Dealing with themes of identity, representation, and desire, his films were widely shown in both gay and academic festival contexts. His films were experimental and highly poetic in form, but more often than not included documentary characteristics (didactic tone, prosaic voiceovers). He was a lecturer on the topic of Art and Culture Studies at Simon Fraser University's School for the Contemporary Arts, and was an active member of Vancouver's contemporary film and art community.
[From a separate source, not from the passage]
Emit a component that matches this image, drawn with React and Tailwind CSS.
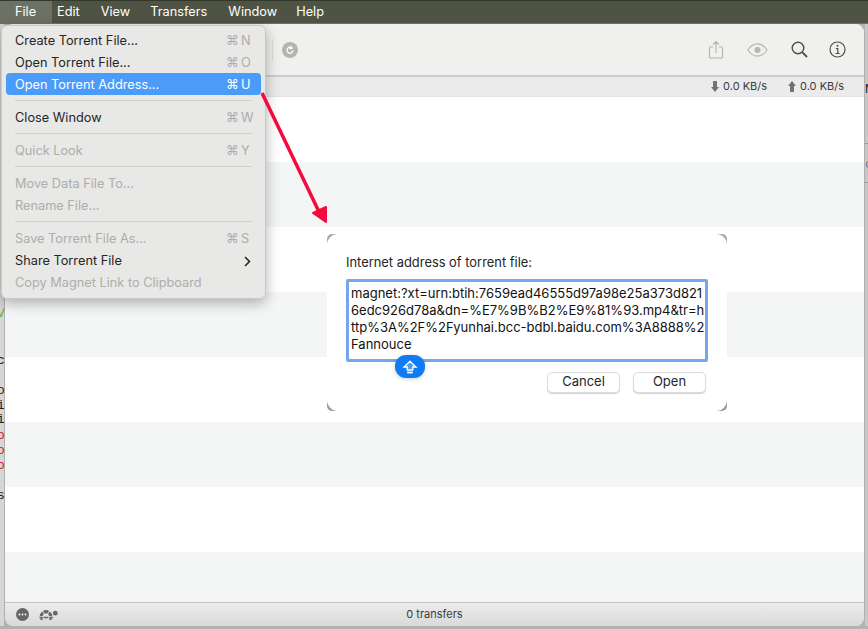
const font = '[font-family:Inter,"Liberation_Sans",sans-serif]';

const menuItems = [
  { label: 'Create Torrent File...', key: 'N' },
  { label: 'Open Torrent File...', key: 'O' },
  { label: 'Open Torrent Address...', key: 'U', active: true },
  { sep: true },
  { label: 'Close Window', key: 'W' },
  { sep: true },
  { label: 'Quick Look', key: 'Y', off: true },
  { sep: true },
  { label: 'Move Data File To...', off: true },
  { label: 'Rename File...', off: true },
  { sep: true },
  { label: 'Save Torrent File As...', key: 'S', off: true },
  { label: 'Share Torrent File', arrow: true },
  { label: 'Copy Magnet Link to Clipboard', off: true },
];

// glyph ends of the terminal window behind, only a few pixels show
const behindLeft = [
  { ch: 'V', gap: 283, color: 'text-[#6fae2c]' },
  { ch: 'c', gap: 33, color: 'text-[#222]' },
  { ch: 'o', gap: 16, color: 'text-[#222]' },
  { ch: 'i', gap: 1, color: 'text-[#222]' },
  { ch: 'i', gap: 0, color: 'text-[#222]' },
  { ch: 'o', gap: 2, color: 'text-[#d3102e]' },
  { ch: 'o', gap: 1, color: 'text-[#d3102e]' },
  { ch: 'o', gap: 1, color: 'text-[#d3102e]' },
  { ch: 's', gap: 16, color: 'text-[#222]' },
];

function MenuBar() {
  return (
    <div className="h-[23px] shrink-0 flex items-center bg-[#4e5344] border-t border-[#33382c] text-[12.75px] text-white">
      <span className="w-[52px] h-full flex items-center pl-[15px] bg-[#6d7163]">File</span>
      <span className="ml-[5px]">Edit</span>
      <span className="ml-[21px]">View</span>
      <span className="ml-[20px]">Transfers</span>
      <span className="ml-[21px]">Window</span>
      <span className="ml-[19px]">Help</span>
    </div>
  );
}

function FileMenu() {
  return (
    <div className="absolute left-[1px] top-[25px] w-[265px] h-[274px] pt-[3px] px-[4px] rounded-[6px] bg-[#e8e8e7] border border-[#c9c9c8] shadow-[0_4px_14px_rgba(0,0,0,0.3)] text-[12.75px] z-20">
      {menuItems.map((item, i) =>
        item.sep ? (
          <div key={i} className="h-[11px] flex items-center px-[9px]">
            <div className="h-px w-full bg-[#cfcfce]" />
          </div>
        ) : (
          <div
            key={i}
            className={`h-[22px] flex items-center justify-between pt-[2px] pl-[9px] pr-[5px] rounded-[4px] ${item.active ? 'bg-[#4a9cf8] text-white' : item.off ? 'text-[#adadac]' : 'text-[#262626]'}`}
          >
            <span>{item.label}</span>
            {item.key && (
              <span className={`flex w-[30px] ${item.active ? 'text-white' : 'text-[#adadac]'}`}>
                <span className="w-[15px]">⌘</span>
                <span>{item.key}</span>
              </span>
            )}
            {item.arrow && (
              <svg className="mr-[5px]" width="7" height="11" viewBox="0 0 7 11" fill="none" stroke="#262626" strokeWidth="1.6">
                <path d="M1 1l4.5 4.5L1 10" />
              </svg>
            )}
          </div>
        )
      )}
    </div>
  );
}

function Toolbar() {
  return (
    <div className="h-[53px] shrink-0 flex items-center bg-[#f0f0ef] border-b-2 border-[#cdcdcd]">
      <div className="ml-[267px] h-[22px] w-px bg-[#dcdcdb]" />
      <div className="ml-[9px] w-4 h-4 rounded-full bg-[#b4b4b3] flex items-center justify-center">
        <svg width="10" height="10" viewBox="0 0 10 10" fill="none" stroke="#fff" strokeWidth="1.2">
          <path d="M7.6 3.6A3 3 0 1 0 8 5.4M6 1l.6 2.4-2.3.5" />
        </svg>
      </div>
      <div className="ml-auto flex items-center">
        <svg width="16" height="20" viewBox="0 0 16 20" fill="none" stroke="#b6b6b5" strokeWidth="1.2">
          <path d="M5 7H2.5A1 1 0 0 0 1.5 8v9a1 1 0 0 0 1 1h11a1 1 0 0 0 1-1V8a1 1 0 0 0-1-1H11M8 13V1.5M5 4.500l3-3 3 3" />
        </svg>
        <svg className="ml-[22px]" width="23" height="14" viewBox="0 0 24 16" fill="none" stroke="#b6b6b5" strokeWidth="1.3">
          <path d="M1 8c3-4.500 7-7 11-7s8 2.500 11 7c-3 4.500-7 7-11 7s-8-2.500-11-7z" />
          <circle cx="12" cy="8" r="3.500" fill="#b6b6b5" stroke="none" />
        </svg>
        <svg className="ml-[22px]" width="17" height="17" viewBox="0 0 17 17" fill="none" stroke="#4d4d4d" strokeWidth="1.4">
          <circle cx="7" cy="7" r="5.800" />
          <path d="M11.200 11.200L16 16" strokeWidth="1.800" />
        </svg>
        <svg className="ml-[21px] mr-[18px]" width="17" height="17" viewBox="0 0 17 17" fill="none" stroke="#4d4d4d" strokeWidth="1.200">
          <circle cx="8.500" cy="8.500" r="7.500" />
          <circle cx="8.500" cy="4.800" r="1" fill="#4d4d4d" stroke="none" />
          <path d="M6.800 7.500h2v5M6.500 12.500h4.200" />
        </svg>
      </div>
    </div>
  );
}

function SpeedBar() {
  return (
    <div className="h-[20px] shrink-0 flex items-center justify-end gap-[21px] pr-[20px] bg-[#ebebeb] border-b border-[#e2e2e2] text-[11px] text-[#3c3c3c]">
      <span className="flex items-center gap-[4px]">
        <svg width="8" height="11" viewBox="0 0 8 11" fill="#737373"><path d="M2 0h4v6h2l-4 5-4-5h2z" /></svg>
        0.0 KB/s
      </span>
      <span className="flex items-center gap-[4px]">
        <svg width="8" height="11" viewBox="0 0 8 11" fill="#737373"><path d="M2 11h4V5h2L4 0 0 5h2z" /></svg>
        0.0 KB/s
      </span>
    </div>
  );
}

function Rows() {
  const rows = [0, 1, 2, 3, 4, 5, 6];
  return (
    <div className="flex-1 flex flex-col bg-[#f4f5f5] overflow-hidden">
      {rows.map((r) => (
        <div key={r} className={`h-[65px] shrink-0 ${r % 2 === 0 ? 'bg-white' : 'bg-[#f4f5f5]'}`} />
      ))}
    </div>
  );
}

function StatusBar() {
  return (
    <div className="h-[24px] shrink-0 relative flex items-center pl-[11px] bg-gradient-to-b from-[#ececec] to-[#d9d9d9] border-t border-[#c4c4c4] text-[11px] text-[#3c3c3c]">
      <svg width="13" height="13" viewBox="0 0 13 13">
        <circle cx="6.500" cy="6.500" r="6.500" fill="#666" />
        <circle cx="3.500" cy="6.500" r="0.900" fill="#fff" />
        <circle cx="6.500" cy="6.500" r="0.900" fill="#fff" />
        <circle cx="9.500" cy="6.500" r="0.900" fill="#fff" />
      </svg>
      <svg className="ml-[10px]" width="19" height="10" viewBox="0 0 19 10" fill="#666">
        <path d="M7 0c1.200 0 2.200.3 3 .9L8.300 3.400H5.500L4 .9C4.800.3 5.900 0 7 0z" />
        <path d="M3.200 1.500L4.800 4 3.600 6H.7C.9 4.200 1.800 2.600 3.200 1.500z" />
        <path d="M10.800 1.500c1.400 1.100 2.300 2.700 2.500 4.500H10.300L9 4z" />
        <path d="M4.500 6.700H9.300V8.300H4.500z" />
        <path d="M.5 6.700H3.700V8.300H.5z" />
        <path d="M10.200 6.700H14V8.300H10.200z" />
        <circle cx="16.300" cy="3.200" r="2.400" />
        <circle cx="2.500" cy="9.200" r="1.200" />
        <circle cx="11.500" cy="9.200" r="1.200" />
      </svg>
      <span className="absolute left-0 right-0 text-center">0 transfers</span>
    </div>
  );
}

function AddressSheet() {
  return (
    <div className="absolute left-[327px] top-[234px] w-[400px] h-[177px] z-10">
      <div className="absolute left-0 top-0 w-[11px] h-[11px] rounded-tl-[5px] bg-[#a8a8a8]" />
      <div className="absolute right-0 top-0 w-[11px] h-[11px] rounded-tr-[5px] bg-[#a8a8a8]" />
      <div className="absolute left-0 bottom-0 w-[11px] h-[11px] rounded-bl-[5px] bg-[#9a9a9a]" />
      <div className="absolute right-0 bottom-0 w-[11px] h-[11px] rounded-br-[5px] bg-[#9a9a9a]" />
      <div className="relative h-full rounded-[11px] bg-white pt-[21px] pl-[19px] pr-[19px] text-[12.9px] text-[#262626]">
        <div className="leading-[16px]">Internet address of torrent file:</div>
        <div className="mt-[8px] w-[362px] h-[83px] border-[3px] border-[#76a6ee] rounded-[2px] pl-[2px] pt-[3px] text-[13px] leading-[17px] text-[#111] whitespace-pre">
          {'magnet:?xt=urn:btih:7659ead46555d97a98e25a373d821\n6edc926d78a&dn=%E7%9B%B2%E9%81%93.mp4&tr=h\nttp%3A%2F%2Fyunhai.bcc-bdbl.baidu.com%3A8888%2\nFannouce'}
        </div>
        <div className="mt-[10px] flex justify-end gap-[13px] pr-[2px]">
          <button className="w-[73px] h-[21px] pb-[2px] rounded-[5px] bg-white border border-[#dcdcdc] shadow-[0_1px_1px_rgba(0,0,0,0.18)] text-[13px] leading-none text-[#262626]">Cancel</button>
          <button className="w-[73px] h-[21px] pb-[2px] rounded-[5px] bg-white border border-[#dcdcdc] shadow-[0_1px_1px_rgba(0,0,0,0.18)] text-[13px] leading-none text-[#262626]">Open</button>
        </div>
      </div>
      <div className="absolute left-[68px] top-[121px] w-[30px] h-[23px] rounded-[11px] bg-[#0f7bf5] flex items-center justify-center shadow-[0_1px_4px_rgba(0,0,0,0.2)]">
        <svg width="16" height="14" viewBox="0 0 16 14" fill="rgba(255,255,255,0.25)" stroke="#fff" strokeWidth="1.300">
          <path d="M8 1.200L14 7h-3.200v3H5.200V7H2z" />
          <path d="M5.200 12.500h5.600" strokeWidth="1.800" />
        </svg>
      </div>
    </div>
  );
}

function Arrow() {
  return (
    <svg className="absolute left-[255px] top-[88px] z-30" width="80" height="140" viewBox="0 0 80 140" fill="none">
      <path d="M7 5L67 130" stroke="#f50a3e" strokeWidth="3.5" />
      <path d="M58 125L71 119L71 134z" fill="#f50a3e" stroke="#f50a3e" strokeWidth="2" strokeLinejoin="round" />
    </svg>
  );
}

export default function App() {
  return (
    <div className={`relative w-[868px] h-[629px] overflow-hidden flex flex-col bg-[#b2b2b2] ${font}`}>
      <MenuBar />
      <div className="h-px shrink-0 bg-[#6f7263]" />
      <div className="flex-1 flex min-h-0 pb-[3px]">
        <div className="w-[4px] shrink-0 bg-[#d6d6d6] overflow-hidden flex flex-col items-end [font-family:'Liberation_Mono',monospace] text-[13px] leading-[14px]">
          {behindLeft.map((c, i) => (
            <div key={i} style={{ marginTop: c.gap }} className={`w-[8px] shrink-0 -mr-px ${c.color}`}>
              {c.ch}
            </div>
          ))}
        </div>
        <div className="flex-1 min-w-0 flex flex-col bg-white border-x border-[#b0b0b0] rounded-[9px] overflow-hidden">
          <Toolbar />
          <SpeedBar />
          <Rows />
          <StatusBar />
        </div>
        <div className="w-[3px] shrink-0 bg-[#c8c8c8] overflow-hidden flex flex-col [font-family:'Liberation_Mono',monospace] text-[13px] leading-[14px]">
          <div className="mt-[59px] w-[8px] shrink-0 text-[#222]">N</div>
          <div className="mt-[46px] h-px bg-[#9a9a9a] shrink-0" />
          <div className="mt-[14px] w-[8px] shrink-0 text-[#777]">c</div>
          <div className="mt-[10px] h-px bg-[#9a9a9a] shrink-0" />
        </div>
      </div>
      <FileMenu />
      <AddressSheet />
      <Arrow />
    </div>
  );
}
By the time Anderlini left his teaching position at SFU in 2002, his health was suffering, and making time for self care was, in addition to pursuing a Ph.D., part of the reason for his departure. Anderlini was HIV positive by this time, but soon began to develop neurological issues of unknown origin (attributed to AIDS), which eventually led to his declining health, returning to live with his family on their dairy farm, and eventual death at the age of 45.

==Education==

Anderlini held a B.A. in History from the University of British Columbia and a Masters in film from Simon Fraser University. He had returned to study at UBC in the early 2000s and was a year away from completing a Ph.D. in Art History at the University of British Columbia when he died.

==Filmography==

===Director===

- Threnody: A Wailing Song For Carl (20 min, 1991)
- Tangled Garden, Act I, Scene II (12 min. 1993)
- Tangled Garden, Act II, Scene II (13:20 min. 1993)
- Between You and Me (Tangled Garden, Act III, Scene I) (10 min. 1994); included in the compilation "Queers on the verge: experimental works for educational environments."
- Hose (9 min. 1999)

===Collaborator===

- Wankers Co-created with Winston Xin through a grant from the Canadian Council for the Arts, the project focused on the topic of public sexual encounters among gay males. Material from the interview was also incorporated into "The Gay Spirit", a slide show history of gay Vancouver by David Myers. Part of the 2002 interview with Gordon Mlazgar for Wankers, with Anderlini and Xin can be viewed on YouTube; Anderlini's voice can be heard at the very beginning of the video asking the first question to Mlazgar (as well as subsequently). It's unknown whether the project was completed.

===Art direction===

- Marlboro City (22.5 min. 1992)

==Academic career==

Anderlini was a popular, though also at times controversial lecturer, and taught at several universities and colleges in British Columbia, including Douglas College, Emily Carr, UVic. and U.B.C. as well as at S.F.U.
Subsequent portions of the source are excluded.